On 8/16/2017 5:35 PM, Jonathan Tan wrote:
On Wed, 16 Aug 2017 13:32:23 -0700
Junio C Hamano <gitster@xxxxxxxxx> wrote:
Jonathan Tan <jonathantanmy@xxxxxxxxxx> writes:
Also, let me know if there's a better way to send out these patches for
review. Some of the code here has been reviewed before, for example.
[1] https://public-inbox.org/git/cover.1502241234.git.jonathantanmy@xxxxxxxxxx/
[2] https://public-inbox.org/git/ffb734d277132802bcc25baa13e8ede3490af62a.1501532294.git.jonathantanmy@xxxxxxxxxx/
[3] https://public-inbox.org/git/20170807161031.7c4eae50@xxxxxxxxxxxxxxxxxxxxxxxxxxx/
... and some of the code exists only in the list archive, so we
don't know which other topic if any we may want to eject tentatively
if we wanted to give precedence to move this topic forward over
others. I'll worry about it later but help from others is also
appreciated.
Thanks - I can help take a look when it is time to move the code in.
I agree that having this depend on patches elsewhere in the list archive
makes it more difficult to review. I know I like to see things in
context to get a better picture.
I think the issue here is whether we want to move this topic forward or
not, that is, if this (special ".imported" objects) is the best way to
solve (at least partially) the connectivity check part of tolerating
missing objects. I hope that we can continue to talk about it.
I think this topic should continue to move forward so that we can
provide reasonable connectivity tests for fsck and check_connected in
the face of partial clones. I'm not sure the prototype implementation
of reading/parsing all imported objects to build the promised oidset is
the most performant model but we can continue to investigate the best
options.
This collects names of the objects that are _directly_ referred to
by imported objects. An imported pack may have a commit, whose
top-level tree may or may not appear in the same pack, or the tree
may exist locally but not in the same pack. Or the tree may not be
locally available at all. In any of these four cases, the top-level
tree is listed in the "promises" set. Same for trees and tags.
I wonder if all of the calls to oidset_insert() in this function
want to be guarded by "mark it as promised only when the referrent
is *not* locally available" to keep the promises set minimally
populated.

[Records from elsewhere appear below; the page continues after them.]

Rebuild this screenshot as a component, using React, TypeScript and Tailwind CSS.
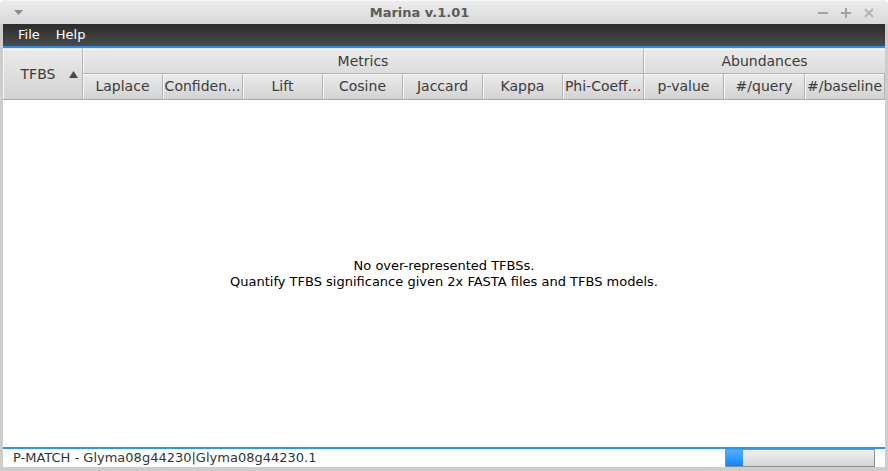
import React from 'react';

const metrics = ['Laplace', 'Confiden...', 'Lift', 'Cosine', 'Jaccard', 'Kappa', 'Phi-Coeff...'];
const abundances = ['p-value', '#/query', '#/baseline'];

function HeaderCell({ label, w }: { label: string; w: string }) {
  return (
    <div
      className={`${w} h-[25px] shrink-0 flex items-center justify-center overflow-hidden whitespace-nowrap border-r border-[#b3b3b3] bg-gradient-to-b from-[#ebebeb] to-[#d3d3d3] shadow-[inset_1px_1px_0_#f7f7f7] text-[14px] text-[#3b3b3b]`}
    >
      {label}
    </div>
  );
}

export default function App() {
  return (
    <div className="w-[888px] h-[471px] flex flex-col bg-[#cdcdcd] rounded-t-[6px] overflow-hidden font-['DejaVu_Sans',sans-serif]">
      {/* title bar */}
      <div className="h-[24px] shrink-0 flex items-center pl-[14px] pr-[14px] bg-gradient-to-b from-[#ececec] to-[#d9d9d9] border-t border-[#f8f8f8]">
        <svg width="9" height="6" viewBox="0 0 9 6" className="mt-[1px]">
          <path d="M0 0 H9 L4.5 5 Z" fill="#8d8d8d" />
        </svg>
        <div className="flex-1 text-center text-[13px] font-bold text-[#5b5b5b] pr-[2px]">Marina v.1.01</div>
        <div className="flex items-center gap-[13px]">
          <svg width="10" height="10" viewBox="0 0 10 10"><path d="M0 5 H10" stroke="#a3a3a3" strokeWidth="2" /></svg>
          <svg width="10" height="10" viewBox="0 0 10 10"><path d="M0 5 H10 M5 0 V10" stroke="#a3a3a3" strokeWidth="2" /></svg>
          <svg width="10" height="10" viewBox="0 0 10 10"><path d="M1 1 L9 9 M9 1 L1 9" stroke="#b3b3b3" strokeWidth="2" /></svg>
        </div>
      </div>

      <div className="flex-1 flex flex-col pl-[3px] pr-[3px]">
        {/* menu bar */}
        <div className="h-[22px] shrink-0 flex items-center gap-[16px] pl-[15px] bg-gradient-to-b from-[#2c2c2c] to-[#4b4b4b] text-[13px] text-white">
          <span>File</span>
          <span>Help</span>
        </div>
        <div className="h-[2px] shrink-0 bg-[#2a8de6]" />

        {/* table header */}
        <div className="flex shrink-0 border-t border-[#e2e2e2] border-b border-b-[#a9a9a9] bg-[#d6d6d6]">
          <div className="w-[80px] h-[50px] shrink-0 flex items-center justify-center gap-[14px] pl-[14px] border-r border-[#b3b3b3] bg-gradient-to-b from-[#ebebeb] to-[#d3d3d3] shadow-[inset_1px_1px_0_#f7f7f7] text-[14px] text-[#3b3b3b]">
            <span>TFBS</span>
            <svg width="9" height="7" viewBox="0 0 9 7">
              <path d="M0 7 L4.5 0 L9 7 Z" fill="#474747" />
            </svg>
          </div>
          <div className="flex flex-col">
            <div className="h-[25px] flex items-center justify-center border-r border-b border-[#b3b3b3] bg-gradient-to-b from-[#ebebeb] to-[#dcdcdc] shadow-[inset_1px_1px_0_#f7f7f7] text-[14px] text-[#3b3b3b]">
              Metrics
            </div>
            <div className="flex">
              {metrics.map((m, i) => (
                <HeaderCell key={m} label={m} w={i === 6 ? 'w-[81px]' : 'w-[80px]'} />
              ))}
            </div>
          </div>
          <div className="flex flex-col flex-1 min-w-0">
            <div className="h-[25px] flex items-center justify-center border-b border-[#b3b3b3] bg-gradient-to-b from-[#ebebeb] to-[#dcdcdc] shadow-[inset_1px_1px_0_#f7f7f7] text-[14px] text-[#3b3b3b]">
              Abundances
            </div>
            <div className="flex">
              {abundances.map((m, i) => (
                <HeaderCell key={m} label={m} w={i === 1 ? 'w-[81px]' : 'w-[80px]'} />
              ))}
            </div>
          </div>
        </div>

        {/* table body */}
        <div className="flex-1 bg-white flex flex-col items-center justify-center text-[13px] leading-[16px] text-black pt-[1px]">
          <div>No over-represented TFBSs.</div>
          <div>Quantify TFBS significance given 2x FASTA files and TFBS models.</div>
        </div>

        <div className="h-[2px] shrink-0 bg-[#2a98f0]" />

        {/* status bar */}
        <div className="h-[18px] shrink-0 flex items-center bg-white">
          <span className="flex-1 pl-[10px] text-[13px] text-[#333333] -mt-[1px]">P-MATCH - Glyma08g44230|Glyma08g44230.1</span>
          <div className="w-[150px] h-[18px] mr-[10px] flex border border-[#8e8e8e] bg-gradient-to-b from-[#f0f0f0] to-[#d5d5d5]">
            <div className="w-[17px] bg-gradient-to-b from-[#4fb0ff] to-[#0a84f5]" />
          </div>
        </div>
      </div>
      <div className="h-[4px] shrink-0" />
    </div>
  );
}
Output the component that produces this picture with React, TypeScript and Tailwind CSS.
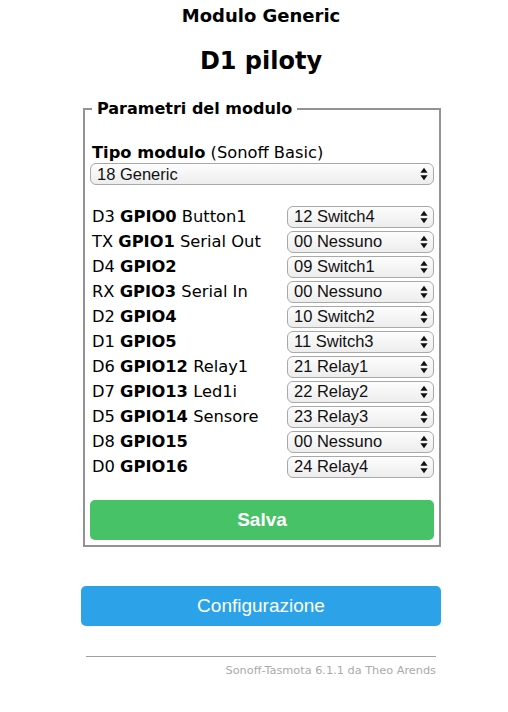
import React from "react";

const rows: [string, string, string, string][] = [
  ["D3", "GPIO0", "Button1", "12 Switch4"],
  ["TX", "GPIO1", "Serial Out", "00 Nessuno"],
  ["D4", "GPIO2", "", "09 Switch1"],
  ["RX", "GPIO3", "Serial In", "00 Nessuno"],
  ["D2", "GPIO4", "", "10 Switch2"],
  ["D1", "GPIO5", "", "11 Switch3"],
  ["D6", "GPIO12", "Relay1", "21 Relay1"],
  ["D7", "GPIO13", "Led1i", "22 Relay2"],
  ["D5", "GPIO14", "Sensore", "23 Relay3"],
  ["D8", "GPIO15", "", "00 Nessuno"],
  ["D0", "GPIO16", "", "24 Relay4"],
];

function Arrows() {
  return (
    <svg width="8" height="14" viewBox="0 0 8 14" className="shrink-0">
      <path d="M4 0.8 L7.6 5.8 L0.4 5.8 Z" fill="#111" />
      <path d="M4 13.2 L7.6 8.2 L0.4 8.2 Z" fill="#111" />
    </svg>
  );
}

function Sel({ text, className }: { text: string; className: string }) {
  return (
    <div
      className={
        "flex items-center justify-between rounded-[6px] border border-[#a9a9a9] bg-gradient-to-b from-[#fdfdfd] to-[#ededed] pl-[6px] pr-[5px] text-[16.5px] leading-none text-[#111] [font-family:'Liberation_Sans',Arial,sans-serif] " +
        className
      }
    >
      <span>{text}</span>
      <Arrows />
    </div>
  );
}

export default function App() {
  return (
    <div className="min-h-[712px] w-[508px] bg-white text-black [font-family:'DejaVu_Sans',Verdana,sans-serif]">
      <div className="ml-[81px] w-[360px] pt-[5px]">
        <div className="text-center text-[18px] font-bold leading-[22px]">Modulo Generic</div>
        <div className="mt-[19px] text-center text-[24px] font-bold leading-[30px]">D1 piloty</div>
        <fieldset className="ml-[2px] mt-[23px] w-[358px] border-2 border-[#939393] px-[5px] pb-[5px] pt-0">
          <legend className="ml-[2px] px-[5px] text-[16px] font-bold leading-[20px]">
            Parametri del modulo
          </legend>
          <div className="mt-[24px] pl-[2px] text-[16.3px] leading-[20px]">
            <b>Tipo modulo</b> (Sonoff Basic)
          </div>
          <Sel text="18 Generic" className="h-[22px] w-full" />
          <div className="mt-[19px] flex flex-col">
            {rows.map(([d, g, n, v]) => (
              <div key={g} className="flex h-[25px] items-center justify-between">
                <div className="pl-[2px] text-[16.3px] leading-[20px]">
                  {d} <b>{g}</b>
                  {n ? " " + n : ""}
                </div>
                <Sel text={v} className="h-[22px] w-[147px]" />
              </div>
            ))}
          </div>
          <button className="mt-[21px] flex h-[40px] w-full items-center justify-center rounded-[5px] bg-[#47c266] text-[19px] font-bold text-white [font-family:'Liberation_Sans',Arial,sans-serif]">
            Salva
          </button>
        </fieldset>
        <button className="mt-[39px] flex h-[40px] w-[360px] items-center justify-center rounded-[5px] bg-[#2ca3e8] text-[19px] text-white [font-family:'Liberation_Sans',Arial,sans-serif]">
          Configurazione
        </button>
        <div className="mx-[5px] mt-[30px] border-t border-[#a0a0a0]" />
        <div className="mr-[5px] mt-[7px] text-right text-[11.3px] leading-[14px] text-[#aaa]">
          Sonoff-Tasmota 6.1.1 da Theo Arends
        </div>
      </div>
    </div>
  );
}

The only change needed to fsck in order to make it
refrain from treating a missing but promised object as an error
would be:
- if (object is missing)
+ if (object is missing && object is not promised)
error("that object must be there but missing");
so there is no point in throwing something that we know we locally
have in this oidset, right?
On the other hand, cost of such additional checks in this function
may outweigh the savings of both memory pressure and look-up cost,
so I do not know how the tradeoff would turn out.
I also don't know how the tradeoff would turn out, so I leaned towards
the slightly simpler solution of not doing the check. In the future,
maybe a t/perf test can be done to decide between the two.
+static int is_promise(const struct object_id *oid)
+{
+ if (!promises_prepared) {
+ if (repository_format_lazy_object)
+ for_each_packed_object(add_promise, NULL,
+ FOR_EACH_OBJECT_IMPORTED_ONLY);
+ promises_prepared = 1;
+ }
+ return oidset_contains(&promises, oid);
+}
Somehow I'm tempted to call this function "is_promised()" but that
is a minor naming issue.
Given all we need is an existance check for a given oid, I wonder if it
would be faster overall to do a binary search through the list of
imported idx files + an existence test for an imported loose object.
Especially in the check_connected case which isn't verifying every
object, that should be a lot less IO than loading all the imported
commits, trees and blobs and pre-computing an oidset of all possible
objects. The lookup for each object would be slower than a simple call
to oidset_contains but we avoid the up front cost.
With some caching of idx files and threading, I suspect this could be
made pretty fast.
I was trying to be consistent in using the name "promise" instead of
"promised object/tag/commit/tree/blob" everywhere, but we can switch if
need be (for example, if we don't want to limit the generic name
"promise" to merely objects).
static const char *describe_object(struct object *obj)
{
static struct strbuf buf = STRBUF_INIT;
@@ -410,7 +472,7 @@ static void fsck_handle_reflog_oid(const char *refname, struct object_id *oid,
xstrfmt("%s@{%"PRItime"}", refname, timestamp));
obj->used = 1;
mark_object_reachable(obj);
- } else {
+ } else if (!is_promise(oid)) {
error("%s: invalid reflog entry %s", refname, oid_to_hex(oid));
errors_found |= ERROR_REACHABLE;
}
This is about certainly is one place we want to check if the missing
object is OK, but I'm a bit surprised if this were the only place.
Don't we need "while trying to follow all the outgoing links from
this tree object, and we found this object is not available locally;
normally we would mark it as an error but it turns out that the
missing one is in the promised set of objects, so it is OK" for the
normal connectivity traversal codepaths, for example?
That's right. The places to make this change are the same as those in
some earlier patches I sent (patches 2-4 in [1]).
[1] https://public-inbox.org/git/cover.1501532294.git.jonathantanmy@xxxxxxxxxx/